A publicidade dos processos é direito do cidadão, interesse da coletividade e dever do Estado.
Os julgamentos podem ser defeituosos. Omissão, ignorância, preconceito, corrupção, interesse, abuso de autoridade, intolerância política. Por isso, a Constituição estabelece uma série de garantias concretas, entre elas a de que "a lei só pode restringir a publicidade dos atos processuais quando a defesa da intimidade ou o interesse social o exigirem".
É uma cláusula pétrea, imutável, proibitiva. Estende-se por toda a administração pública e se impõe a todos os seus agentes.
Exceções existem, é claro. Para a proteção da intimidade, no direito de família (casamento, sucessão, guarda de filhos) e em questões de crianças e adolescentes, por exemplo, o sigilo processual é absoluto.
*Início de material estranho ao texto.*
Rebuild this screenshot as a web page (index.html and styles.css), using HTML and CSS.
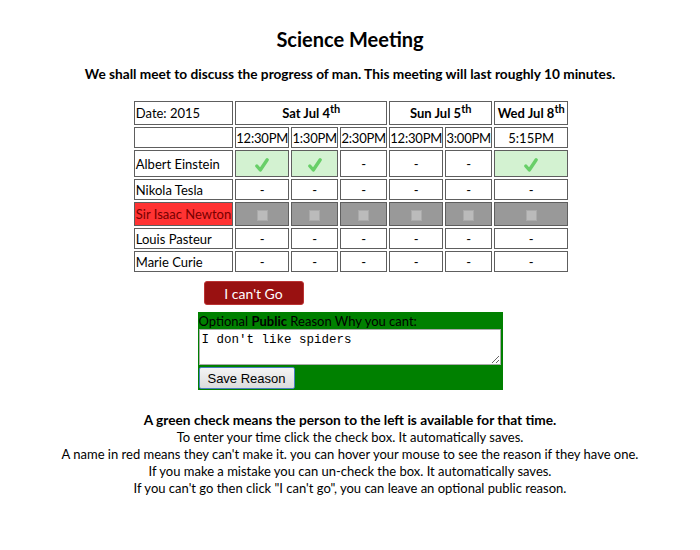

É bom que assim seja, mas em determinadas circunstâncias o segredo se dissipa. Se o divórcio de um governante revela hipótese de enriquecimento ilícito, ele –é bom que assim seja– não pode permanecer oculto.
A eficácia plena do princípio constitucional da publicidade enfraquece quando o segredo de Justiça se fundamenta em interesse público ou social. A subjetividade conspira contra a transparência.
O Código de Processo Penal diz que "a autoridade assegurará o sigilo necessário à elucidação do fato ou exigido pelo interesse da sociedade". As medidas cautelares, como busca e apreensão ou interceptação telefônica, são protegidas pelo sigilo total. Nem o investigado tem acesso e a explicação é óbvia. A surpresa é essencial para encontrar evidências. A publicidade extemporânea tornaria as iniciativas inúteis.
No âmbito do processo criminal, o sigilo tem prevalecido, muitas vezes por hábito, mas o princípio constitucional ainda é o mesmo. A publicidade é a regra.
São duas vertentes de valores. Em primeiro lugar, o defensor do réu ou do investigado tem direito a ter acesso amplo a elementos de prova já documentados. É súmula vinculante do Supremo Tribunal Federal. A autoridade não pode esconder ou manipular o momento de exibição do que, em tese, já deveria estar acessível, pelo menos para os advogados da causa, sob pena de acentuar o caráter kafkiano da Justiça.
Por outro lado, existe o interesse público, difuso, de aferir a lisura ou a nulidade dos procedimentos.
O sigilo dos autos não pode prevalecer, por exemplo, porque é interesse das partes, salvo em caso de juízo arbitral. Os arquivos forenses são um manancial inestimável para ensaios biográficos e históricos. Negar informações de interesse particular ou de interesse coletivo ou geral, se o sigilo não é imprescindível para a segurança da sociedade e do Estado, é delito de responsabilidade.
Nesse contexto, não podem ser ignoradas as reclamações desferidas contra o ministro Alexandre de Moraes pela cruzada essencial que adotou em favor da democracia.
Segredos que se perpetuam geram desconforto político. O Supremo deveria tornar de conhecimento geral, logo e sem exceções, tudo que se investigou.
Em matéria de punição criminal ou de restrição à liberdade de expressão ou de informação jornalística, a "jurisprudência" restritiva que se tem produzido tem implicações desastrosas e autoritárias.
Basta imaginar um magistrado bolsonarista, como o ministro Kassio Nunes Marques, empenhado em banir, em outros tempos, as manifestações "comunistas" que supostamente contaminam o noticiário e as redes sociais.